As the founding director of the Center for Rural Enterprise and Environmental Justice (formerly the Alabama Center for Rural Enterprise), Flowers builds partnerships – from close neighbors, to local elected officials and regional nonprofits, to federal lawmakers and global organizations – in order to identify and implement solutions to the intersecting challenges of water and sanitation infrastructure, public health, and economic development.

Flowers grew up in Lowndes County, Alabama, an area plagued by poverty and failing infrastructure, which often results in raw sewage in yards and waterways and contaminated drinking water for residents. With a deep understanding of the historical, political, economic and physical constraints that impede the implementation of better infrastructure in the region, she has engaged collaborators across a broad range of disciplinary expertise to document how lack of access to sufficient and sustained waste treatment and clean water can trap rural, predominantly African American populations in a vicious cycle of poverty and disease.

In 2011, Flowers worked with the UN Special Rapporteur to uncover the startling level of poverty in Lowndes County and the southern United States more broadly. With the Columbia University Law School Human Rights Clinic and Institute for the Study of Human Rights, she published “Flushed and Forgotten: Sanitation and Wastewater in Rural Communities in the United States” (2019), an examination of inequalities in access to sanitation and clean water within a framework of human rights. The report exposes the extent of water contamination and sanitation problems in poor, rural communities across the country, largely due to neglect by local leaders.

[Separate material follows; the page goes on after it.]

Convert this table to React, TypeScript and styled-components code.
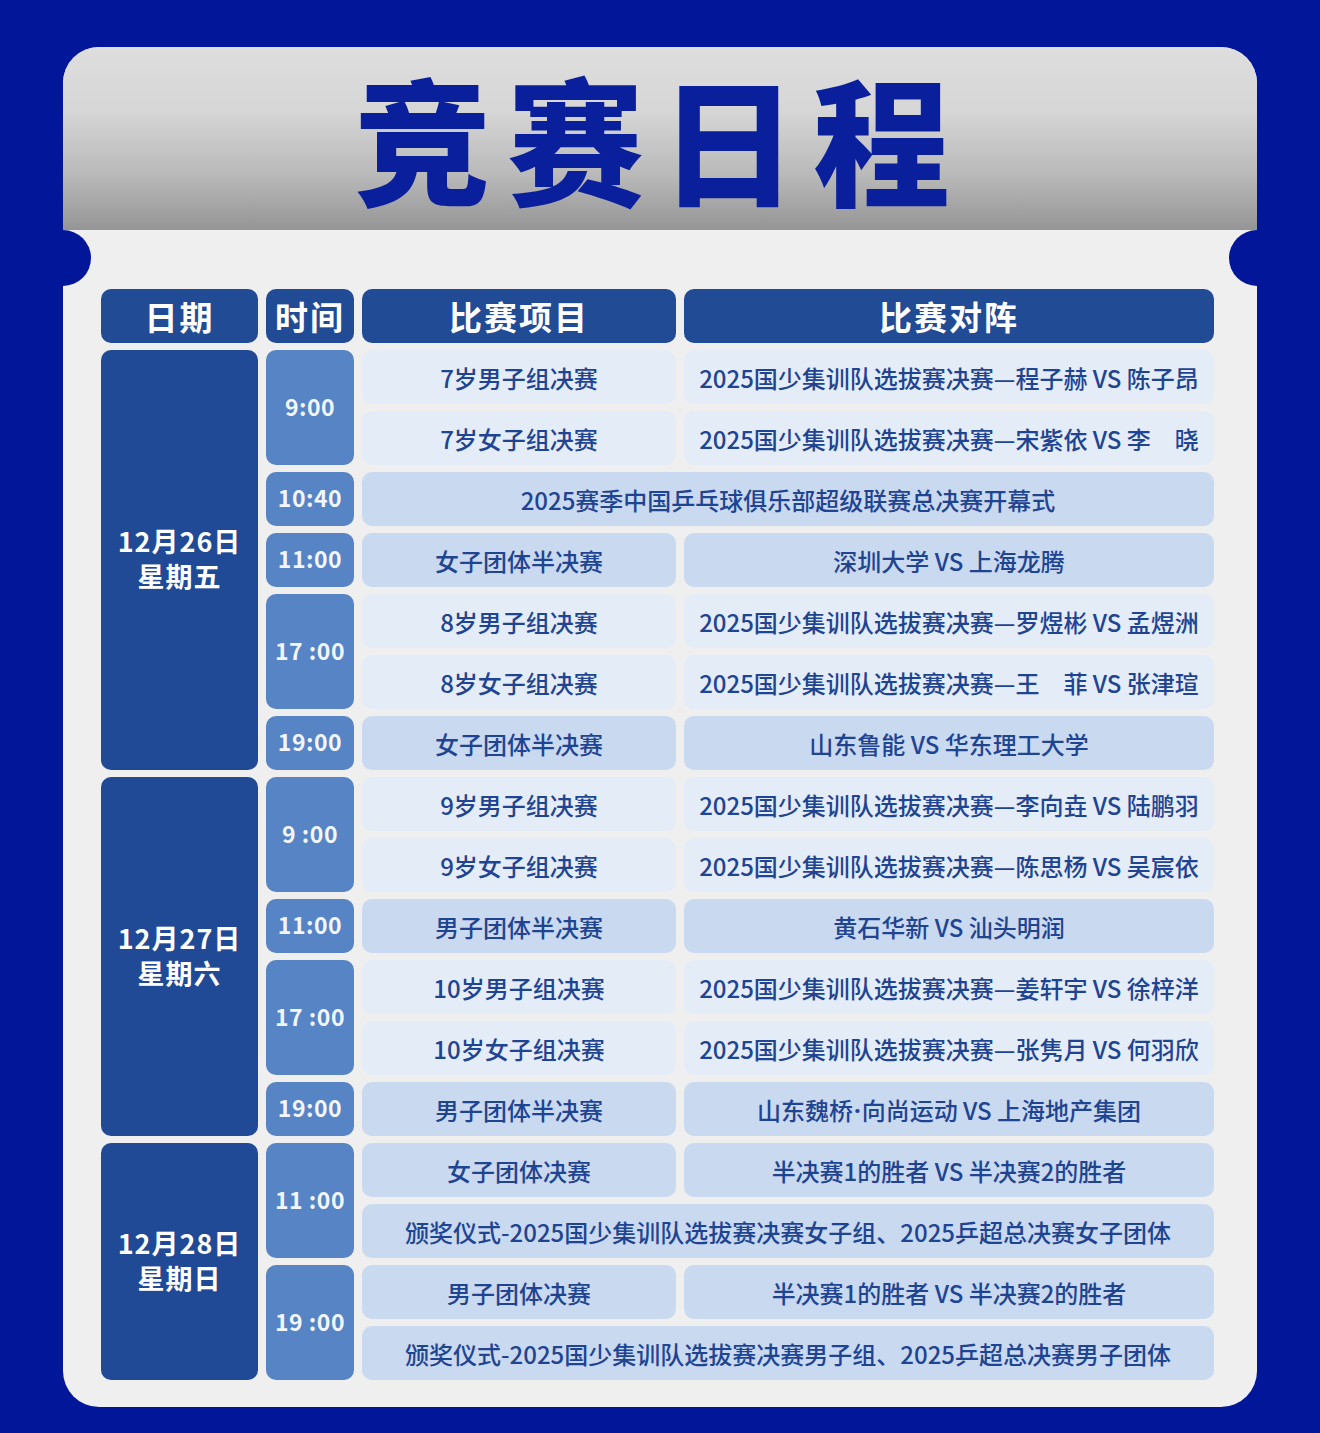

Flowers also spearheaded a collaboration with tropical disease researchers focused on intestinal parasitic infections spread by way of insufficient water treatment and waste sanitation. The researchers found that hookworm–long thought to have been eliminated from the South – is in fact prevalent among the residents of Lowndes County, prompting the U.S. Centers for Disease Control to undertake a similar, larger study across the rural American South. Flowers’s testimony to the U.S. Congress led to the introduction of legislation in 2019 to address neglected diseases of poverty in the United States.